*Work to be completed:*
In the entries below, count every line containing "styles". Return the number and nothing else.

* Begin Provided data *

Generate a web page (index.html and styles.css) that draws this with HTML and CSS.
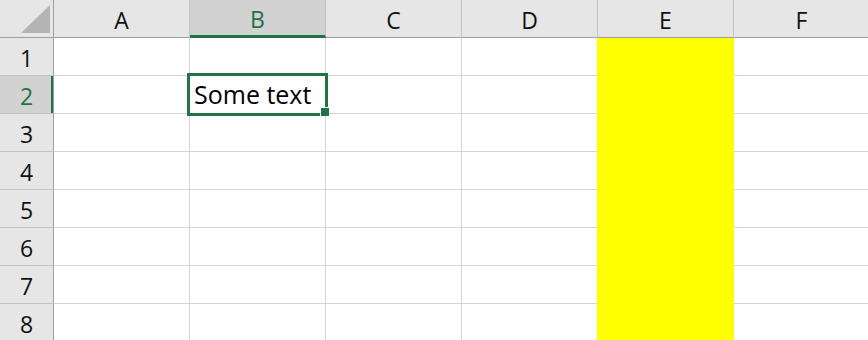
FILE: index.html
```html
<!DOCTYPE html>
<html>
<head>
    <meta charset="UTF-8">
    <title>Sheet1</title>
    <link rel="stylesheet" href="styles.css">
</head>
<body>
    <div class="sheet">
        <div class="grid">
            <div class="corner"><span class="corner-mark"></span></div>
            <div class="col-head">A</div>
            <div class="col-head active">B</div>
            <div class="col-head">C</div>
            <div class="col-head">D</div>
            <div class="col-head">E</div>
            <div class="col-head">F</div>

            <div class="row-head">1</div>
            <div class="cell"></div><div class="cell"></div><div class="cell"></div><div class="cell"></div><div class="cell fill"></div><div class="cell"></div>

            <div class="row-head active">2</div>
            <div class="cell"></div><div class="cell text">Some text</div><div class="cell"></div><div class="cell"></div><div class="cell fill"></div><div class="cell"></div>

            <div class="row-head">3</div>
            <div class="cell"></div><div class="cell"></div><div class="cell"></div><div class="cell"></div><div class="cell fill"></div><div class="cell"></div>

            <div class="row-head">4</div>
            <div class="cell"></div><div class="cell"></div><div class="cell"></div><div class="cell"></div><div class="cell fill"></div><div class="cell"></div>

            <div class="row-head">5</div>
            <div class="cell"></div><div class="cell"></div><div class="cell"></div><div class="cell"></div><div class="cell fill"></div><div class="cell"></div>

            <div class="row-head">6</div>
            <div class="cell"></div><div class="cell"></div><div class="cell"></div><div class="cell"></div><div class="cell fill"></div><div class="cell"></div>

            <div class="row-head">7</div>
            <div class="cell"></div><div class="cell"></div><div class="cell"></div><div class="cell"></div><div class="cell fill"></div><div class="cell"></div>

            <div class="row-head">8</div>
            <div class="cell"></div><div class="cell"></div><div class="cell"></div><div class="cell"></div><div class="cell fill"></div><div class="cell"></div>
        </div>

        <!-- selection of B2 -->
        <div class="selection"></div>
        <div class="handle"></div>
    </div>
</body>
</html>
```

FILE: styles.css
```css
html, body {
    margin: 0;
    padding: 0;
    background: #fff;
    overflow: hidden;
}
.sheet {
    position: relative;
    width: 868px;
    height: 340px;
    overflow: hidden;
}
.grid {
    display: grid;
    grid-template-columns: 54px repeat(6, 136px);
    grid-auto-rows: 38px;
    font-family: "Open Sans", "Noto Sans", sans-serif;
}
.grid > div {
    box-sizing: border-box;
    border-right: 1px solid #d4d4d4;
    border-bottom: 1px solid #d4d4d4;
}
.corner {
    position: relative;
    background: #e6e6e6;
    border-right-color: #9e9e9e !important;
    border-bottom-color: #9e9e9e !important;
}
.corner-mark {
    position: absolute;
    left: 21px;
    top: 5px;
    width: 29px;
    height: 28px;
    background: #b4b4b4;
    clip-path: polygon(100% 0, 100% 100%, 0 100%);
}
.col-head, .row-head {
    background: #e6e6e6;
    color: #111;
    font-size: 23px;
    line-height: 37px;
    text-align: center;
    padding-top: 2px;
}
.col-head {
    border-right-color: #c4c4c4 !important;
    border-bottom-color: #9e9e9e !important;
}
.row-head {
    border-right-color: #9e9e9e !important;
    border-bottom-color: #c4c4c4 !important;
}
.col-head.active {
    background: #d2d2d2;
    color: #217346;
    border-bottom: 3px solid #217346 !important;
    line-height: 35px;
}
.row-head.active {
    background: #d2d2d2;
    color: #217346;
    box-shadow: inset -2px 0 0 #217346;
}
.cell.fill {
    background: #ffff00;
    border-color: #ffff00;
    box-shadow: -1px 0 0 #ffff00;
}
.cell.text {
    font-size: 25px;
    line-height: 37px;
    padding-left: 4px;
    color: #000;
    white-space: nowrap;
}
.selection {
    position: absolute;
    left: 187px;
    top: 73px;
    width: 141px;
    height: 43px;
    box-sizing: border-box;
    border: 3px solid #217346;
}
.handle {
    position: absolute;
    left: 320px;
    top: 107px;
    width: 8px;
    height: 8px;
    background: #217346;
    border: 1px solid #fff;
    border-right: 0;
    border-bottom: 0;
}
```
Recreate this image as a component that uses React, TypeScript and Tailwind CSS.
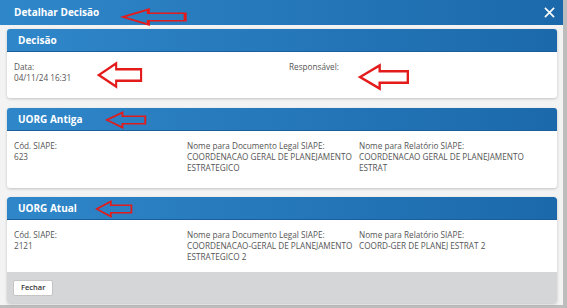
const font = { fontFamily: '"Open Sans", "Noto Sans", sans-serif' };

function Arrow({ className }: { className: string }) {
  return (
    <svg viewBox="0 0 48 24" className={className} fill="none" preserveAspectRatio="none">
      <path
        d="M2 12 L20 2 L20 7 L46 7 L46 17 L20 17 L20 22 Z"
        stroke="#e31b1b"
        strokeWidth="2.2"
        strokeLinejoin="miter"
      />
    </svg>
  );
}

function CardHeader({ title, arrow }: { title: string; arrow?: string }) {
  return (
    <div className="relative h-[23px] flex items-center px-[11px] rounded-t-[3px] bg-gradient-to-r from-[#2f87c9] to-[#1b69ab] border-b border-[#1a5f9c]">
      <span className="text-white text-[10px] font-bold">{title}</span>
      {arrow && <Arrow className={arrow} />}
    </div>
  );
}

function Field({ label, value }: { label: string; value: string }) {
  return (
    <div className="text-[8.2px] leading-[11px] text-[#555] whitespace-pre">
      <div>{label}</div>
      <div>{value}</div>
    </div>
  );
}

export default function App() {
  return (
    <div style={font} className="w-[567px] h-[308px] bg-[#bdbdbd] overflow-hidden">
      <div className="w-[563px] h-[305px] bg-[#f3f3f3] flex flex-col">
        <div className="relative h-[25px] shrink-0 flex items-center justify-between pl-[14px] pr-[8px] bg-gradient-to-r from-[#2f87c9] to-[#1b69ab]">
          <span className="text-white text-[10px] font-bold">Detalhar Decisão</span>
          <Arrow className="absolute left-[120px] top-[8px] w-[68px] h-[18px]" />
          <svg viewBox="0 0 12 12" className="w-[11px] h-[11px]" stroke="white" strokeWidth="1.8">
            <path d="M1 1 L11 11 M11 1 L1 11" />
          </svg>
        </div>

        <div className="flex flex-col pl-[7px] pr-[6px] pt-[4px]">
          <div className="bg-white rounded-[3px] shadow-[0_1px_3px_rgba(0,0,0,0.2)]">
            <CardHeader title="Decisão" />
            <div className="relative h-[46px] grid grid-cols-[275px_1fr] px-[7px] pt-[9px]">
              <Field label="Data:" value="04/11/24 16:31" />
              <Field label="Responsável:" value="" />
              <Arrow className="absolute left-[90px] top-[9px] w-[46px] h-[28px]" />
              <Arrow className="absolute left-[351px] top-[11px] w-[52px] h-[28px]" />
            </div>
          </div>

          <div className="mt-[10px] bg-white rounded-[3px] shadow-[0_1px_3px_rgba(0,0,0,0.2)]">
            <CardHeader title="UORG Antiga" arrow="absolute left-[98px] top-[3px] w-[42px] h-[18px]" />
            <div className="h-[57px] grid grid-cols-[173px_172px_1fr] px-[7px] pt-[9px]">
              <Field label="Cód. SIAPE:" value="623" />
              <Field label="Nome para Documento Legal SIAPE:" value={"COORDENACAO GERAL DE PLANEJAMENTO\nESTRATEGICO"} />
              <Field label="Nome para Relatório SIAPE:" value={"COORDENACAO GERAL DE PLANEJAMENTO\nESTRAT"} />
            </div>
          </div>

          <div className="mt-[9px] rounded-[3px] shadow-[0_1px_3px_rgba(0,0,0,0.2)] overflow-hidden">
            <div className="bg-white">
              <CardHeader title="UORG Atual" arrow="absolute left-[88px] top-[3px] w-[38px] h-[18px]" />
              <div className="h-[52px] grid grid-cols-[173px_172px_1fr] px-[7px] pt-[9px]">
                <Field label="Cód. SIAPE:" value="2121" />
                <Field label="Nome para Documento Legal SIAPE:" value={"COORDENACAO-GERAL DE PLANEJAMENTO\nESTRATEGICO 2"} />
                <Field label="Nome para Relatório SIAPE:" value="COORD-GER DE PLANEJ ESTRAT 2" />
              </div>
            </div>
            <div className="h-[31px] bg-[#d5d6d8] flex items-center px-[6px]">
              <button className="h-[16px] px-[7px] bg-white border border-[#c4c4c4] rounded-[2px] text-[7.5px] font-semibold text-[#333]">
                Fechar
              </button>
            </div>
          </div>
        </div>
      </div>
    </div>
  );
}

* End Provided data *

*Solution to this problem:*
3